The context of the question is that a bakery bakes cakes and the mass of cake is demoted by $X$ such that $X \sim N(300, 40^2)$. A sample of 12 cakes is taken and the mean of the sample is 292g. The question wants me to find the $p$-value and test to see if the mean has changed at 10% significance.
So I know how to carry out the test as $\overline{X_{12}} \sim N(300,\frac{40^2}{12})$, But what would the p-value I'm trying to calculate be? I know the p-value is 0.244.
On
The hypothesis testing: $$H_0: \mu =300\\ H_1:\mu \ne 300 \\ z=\frac{\bar{x}-300}{40/\sqrt{12}}=-0.6928\\ p\text{-value}=P(z<-0.6928)=0.244 \ \\ \text{Reject $H_0$ if $p<\frac{\alpha}{2}$}: \ 0.244\not < 0.05 \Rightarrow \text{Fail to Reject} \ H_0.$$ Note: $p$-value calculation:
1) In MS Excel: $=NORM.S.DIST(-0.6928;1)$.
2) WolframAlpha.
3) Z table.
$\newcommand{\P}{\mathbb{P}}$It appears that you have $X\sim N(\mu, 40^2)$ (known variance), and your null hypothesis is that $\mu = 300$, with alternative hypothesis $\mu\ne 300$. For this, we will be using a two-tailed test.
Under the null hypothesis, we have $\overline{X}_{12}\sim N\left(300, \frac{40^2}{12}\right)$, or $T := \frac{\overline{X}_{12} - 300}{40/\sqrt{12}}\sim N(0,1)$. The $p$-value is the probability of getting a "more extreme" result for the test-statistic $T$ than observed under the null hypothesis (note the observed value is $\color{blue}{\frac{292-300}{40/\sqrt{12}}}$), which for our two-tailed test means that the $p$-value is
$$\P\left(|T| > \left| \frac{292-300}{40/\sqrt{12}}\right| \right) \quad \text{where }T \sim N(0,1).$$
If you compute this probability, it seems you get double the answer you wrote.

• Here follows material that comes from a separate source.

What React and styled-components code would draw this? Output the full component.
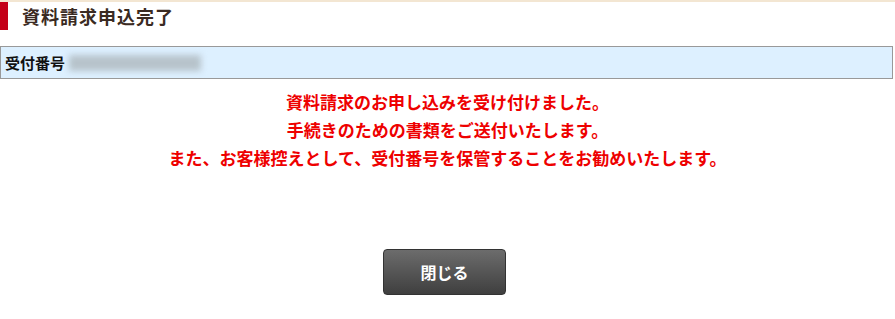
import { createGlobalStyle, styled } from "styled-components";

const GlobalStyle = createGlobalStyle`
  html, body {
    margin: 0;
    padding: 0;
    background: #ffffff;
  }
  body {
    font-family: "Noto Sans CJK JP", "Noto Sans", sans-serif;
  }
`;

const Page = styled.div`
  width: 895px;
  height: 319px;
  border-top: 2px solid #f3e6d2;
  box-sizing: border-box;
  display: flex;
  flex-direction: column;
`;

const Title = styled.h1`
  margin: 0;
  height: 28px;
  display: flex;
  align-items: center;
  gap: 14px;
  font-size: 18px;
  font-weight: bold;
  letter-spacing: 1px;
  color: #3a2a22;
  &::before {
    content: "";
    width: 8px;
    align-self: stretch;
    background: #c40018;
  }
`;

const NumberBox = styled.div`
  margin-top: 16px;
  width: 893px;
  height: 33px;
  box-sizing: border-box;
  border: 1px solid #999999;
  background: #ddf0ff;
  display: flex;
  align-items: center;
  gap: 4px;
  padding-left: 4px;
  font-size: 15px;
  font-weight: bold;
  color: #111111;
`;

const Blurred = styled.span`
  width: 132px;
  height: 16px;
  background: #b7c3cb;
  filter: blur(3px);
`;

const Message = styled.div`
  margin-top: 9px;
  display: flex;
  flex-direction: column;
  align-items: center;
  font-size: 17px;
  font-weight: bold;
  line-height: 28px;
  color: #ee0000;
`;

const ButtonRow = styled.div`
  margin-top: 77px;
  display: flex;
  justify-content: center;
`;

const CloseButton = styled.button`
  width: 123px;
  height: 46px;
  margin-left: -6px;
  border: 1px solid #333333;
  border-radius: 4px;
  background: linear-gradient(#6c6c6c, #3f3f3f);
  color: #ffffff;
  font-family: inherit;
  font-size: 16px;
  font-weight: bold;
  cursor: pointer;
`;

export default function App() {
  return (
    <>
      <GlobalStyle />
      <Page>
        <Title>資料請求申込完了</Title>
        <NumberBox>
          受付番号
          <Blurred />
        </NumberBox>
        <Message>
          <span>資料請求のお申し込みを受け付けました。</span>
          <span>手続きのための書類をご送付いたします。</span>
          <span>また、お客様控えとして、受付番号を保管することをお勧めいたします。</span>
        </Message>
        <ButtonRow>
          <CloseButton>閉じる</CloseButton>
        </ButtonRow>
      </Page>
    </>
  );
}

So the answers probably used a one-tailed test, which would be the case if our alternative hypothesis was $\mu < 300$, in which case the $p$-value would be
$$\P\left(T < \frac{292-300}{40/\sqrt{12}} \right) \quad \text{where }T \sim N(0,1).$$
This will get you the reported answer. The reason I used a two-tailed test is because I interpreted the alternative hypothesis as being with a $\ne$ sign rather than $<$, because the wording of the question was "mean has changed".